鱼余猝不及防被推了个踉跄,脚跟直接踩在了一个人的脚面上,鱼余回头,对上了一双清冽的双眸。如今围观群众早就四散开来,这么个站在他身后一动不动的少年倒是显得十分奇怪,只不过如今情况紧急,鱼余也来不及多想,仓促的说了声‘抱歉’就跑向警车来的方向。
伴随着女人痛苦的嘶吼喊叫,追逐仍没有停下来,她的速度却越来越慢,这些事情的发生看似缓慢,实则不过在几分钟内。
几道水柱突然同时向那火人喷去,一时间黑烟滚滚,而那女人也已经动弹不得。刘茗喘着粗气来到鱼余身边,看着已经迅速包围现场的警察,和随警察一起到的几辆消防车,半天都有点缓不过劲来。
不过几分钟救护车也到了,抬起那已经浑身焦黑的疯女人上了车,随后一个拿着口供本的刑警站到了鱼余面前,看着一身狼狈的鱼余,笑了。
“呦,这么巧啊。”
鱼余眼角直抽,看着穿着警服的张至白,张嘴半天,才干巴巴的说道:“是很巧。”
鱼余和刘茗坐着警车跟着张至白去了警局,这不是鱼余第一次坐警车了,比起上一次的彷徨无助,这次鱼余镇定了很多。
到了警局,录了口供,那疯女人的家人也来了,一共两人,一个说是那女人的丈夫,一个是儿子。
鱼余诧异,问刘茗:“她还有个儿子呢?”
刘茗正拿着警局给的毛巾擦脸,听了鱼余的话看过去一眼,随后晦气的撇开视线,说道:“可不是!就她那大儿子,张口就要二十万赔偿!”
鱼余听了下意识的看了看那个大约二十五六的青年,他眉眼间全是悲戚,穿着十分整洁,正扶着浑身颤抖老泪纵横的老父,听几个警察说些什么。
“刚刚医院发来通知,章凤兰不治身亡。
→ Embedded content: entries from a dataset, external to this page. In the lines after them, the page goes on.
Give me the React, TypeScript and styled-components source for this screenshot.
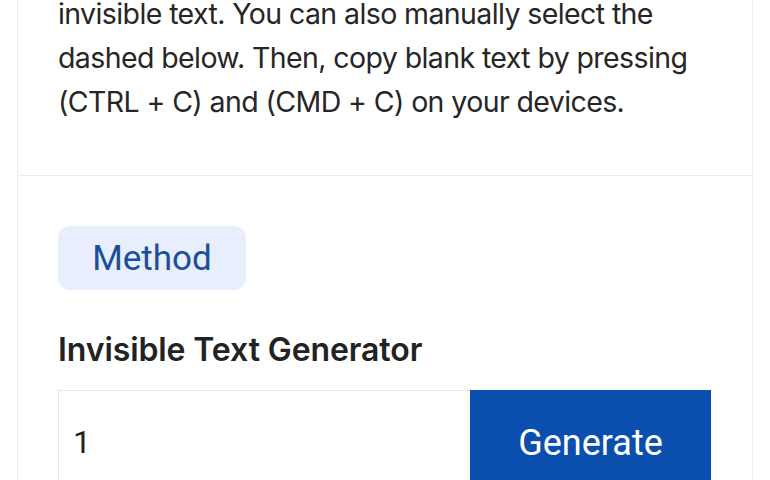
import styled, { createGlobalStyle } from 'styled-components';

const GlobalStyle = createGlobalStyle`
  body {
    margin: 0;
    background: #ffffff;
    font-family: Inter, "Open Sans", sans-serif;
    color: #222222;
    overflow: hidden;
  }
`;

export const App = () => {
  return (
    <>
      <GlobalStyle />
      <Card>
        <IntroSection>
          <Intro>
            invisible text. You can also manually select the
            <br />
            dashed below. Then, copy blank text by pressing
            <br />
            (CTRL + C) and (CMD + C) on your devices.
          </Intro>
        </IntroSection>

        <ToolSection>
          <Pill>Method</Pill>
          <Heading>Invisible Text Generator</Heading>
          <Row>
            <CountInput defaultValue="1" />
            <GenerateButton>Generate</GenerateButton>
          </Row>
        </ToolSection>
      </Card>
    </>
  );
};

const Card = styled.div`
  margin: -8px 17px 0;
  border-left: 1px solid #ececec;
  border-right: 1px solid #ececec;
`;
//-----------------------------------------------------------
const IntroSection = styled.div`
  padding: 0 40px 51px;
  border-bottom: 1px solid #ebebeb;
`;

const Intro = styled.p`
  margin: 0;
  white-space: nowrap;
  font-size: 28.5px;
  line-height: 44px;
  letter-spacing: -0.6px;
  color: #262626;
`;
// ------------------------------------------------------
const ToolSection = styled.div`
  padding: 50px 40px 40px;
`;

const Pill = styled.div`
  display: inline-flex;
  align-items: center;
  justify-content: center;
  width: 188px;
  height: 64px;
  border-radius: 12px;
  background-color: #e8eefb;
  color: #1d4f98;
  font-family: Roboto, sans-serif;
  font-size: 35px;
`;

const Heading = styled.h2`
  margin: 38px 0 18px;
  font-size: 32px;
  font-weight: 600;
  letter-spacing: -0.1px;
  line-height: 44px;
  color: #222222;
`;

const Row = styled.div`
  display: flex;
  height: 110px;
`;

const CountInput = styled.input`
  width: 412px;
  box-sizing: border-box;
  border: 1px solid #e6e6e6;
  border-right: none;
  padding: 0 14px 6px;
  font-family: Roboto, sans-serif;
  font-size: 32px;
  color: #222222;
  outline: none;
`;

const GenerateButton = styled.button`
  width: 241px;
  border: none;
  padding: 0 0 4px;
  background-color: #0a4fad;
  color: #ffffff;
  font-family: Roboto, sans-serif;
  font-size: 36px;
  cursor: pointer;
`;

export default App;
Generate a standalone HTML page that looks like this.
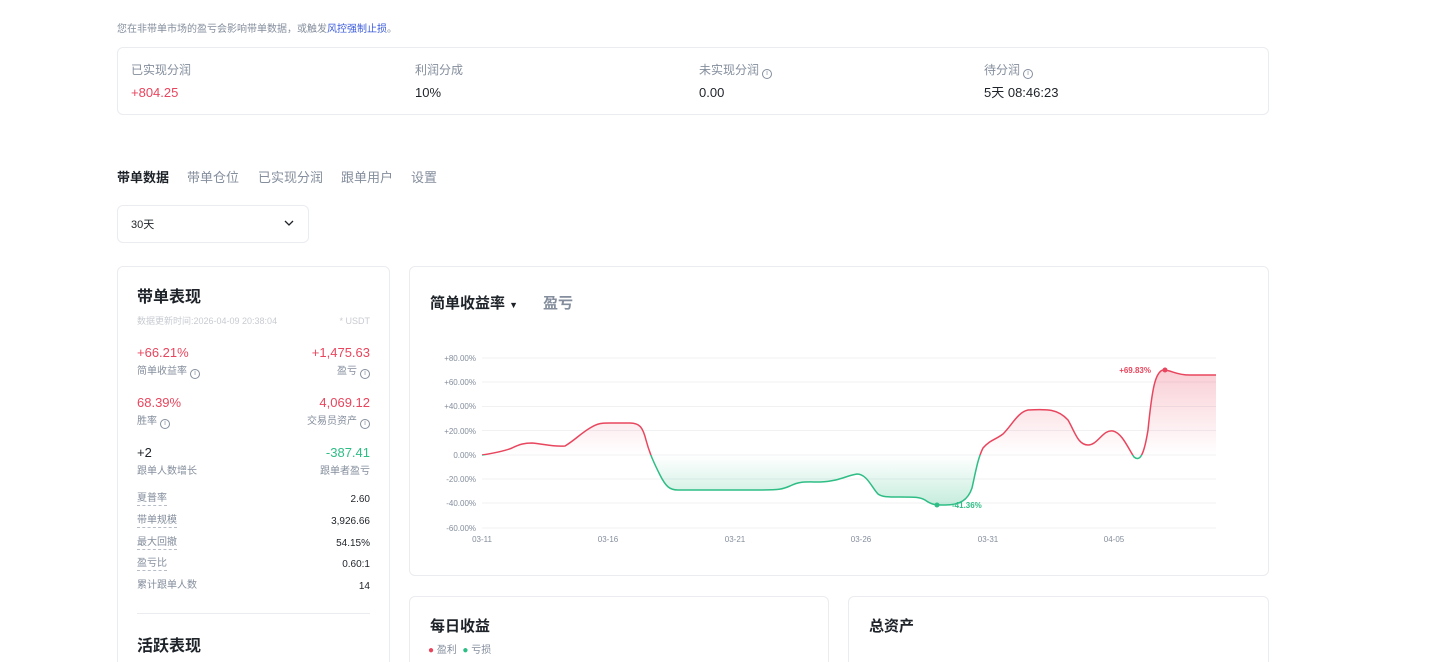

”
张至白倒了两杯水过来递给鱼余和刘茗,顺便告诉他们章凤兰的情况,章凤兰就是那个疯女人。
鱼余接过纸杯,却并不想喝,只看着纸杯出神。
丁立安一事丁家本来是打算和刘茗家私了,可是出了这种事,必须拿出来放在这公堂之上了。按理说丁立安玩忽职守在前,他妈章凤兰蓄意杀人在后,刘茗家怎么看都是受害者,这事情公开了,丁家是如何也占不上理了,刘茗还完全可以再告丁家一头。
但是此时那丁家大儿子正扶着老父颤颤巍巍的走了过来,章凤兰的丈夫哭的不能自己,哽咽着给刘茗道歉,说的话也断断续续的辨不清楚,倒是扶着他的青年还算理智,只是一脸哀戚的说道:“刘工,这次是我妈不对,可是她也已经……再加上之前我弟弟的事,赔偿我们也不要了,只希望刘工能原谅我妈,毕竟她有再大的错,也只是因为失去了我弟弟伤心过度,更何况……她已经、已经付出了代价!”
鱼余皱眉,这人话里话外的意思就是希望刘茗不能因为章凤兰蓄意杀人一事告他们家,还表示之前要的二十万赔偿也不要了,显得自己家是多么凄惨、可怜,可是鱼余怎么听怎么觉得不是这么回事。